Si nous nous inclinons devant Dieu, avec humilité, Il nous fait devenir comme Lui, des artisans de miséricorde. Quand nous restons dociles entre les mains de Dieu, Il nous façonne et fait de nous des personnes réconciliées, qui savent s’ouvrir et dialoguer, accueillir et pardonner, faire couler des fleuves de paix dans les steppes arides de la violence.

Et, ainsi, lorsque soufflent impétueusement les vents des conflits et des divisions, ces personnes ne peuvent pas être brisées, parce qu’elles sont remplies de l’amour de Dieu.
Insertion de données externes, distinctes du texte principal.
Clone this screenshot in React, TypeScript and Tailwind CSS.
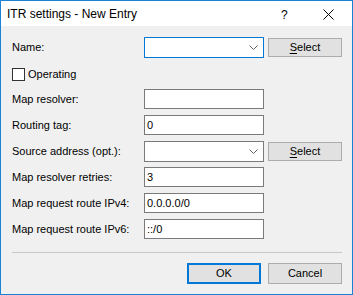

Soyez ainsi, vous aussi : dociles au Dieu de la miséricorde, jamais brisés par les vents des divisions.

*

Sœurs et frères, je vous remercie de tout cœur pour ce que vous êtes et ce que vous faites, je vous remercie pour votre témoignage à l’Église et au monde. Ne vous découragez pas, il y a besoin de vous ! Vous êtes précieux, importants : je vous le dis au nom de l’Église tout entière.

Je vous souhaite d’être toujours des canaux de la consolation du Seigneur et des témoins joyeux de l’Évangile, prophétie de paix dans les spirales de la violence, disciples de l’Amour, prêts à soigner les blessures des pauvres et de ceux qui souffrent.

Merci beaucoup, sœurs et frères, merci encore pour votre service et pour votre zèle pastoral. Je vous bénis et je vous porte dans mon cœur. Et vous, s’il vous plaît, n’oubliez pas de prier pour moi ! Merci.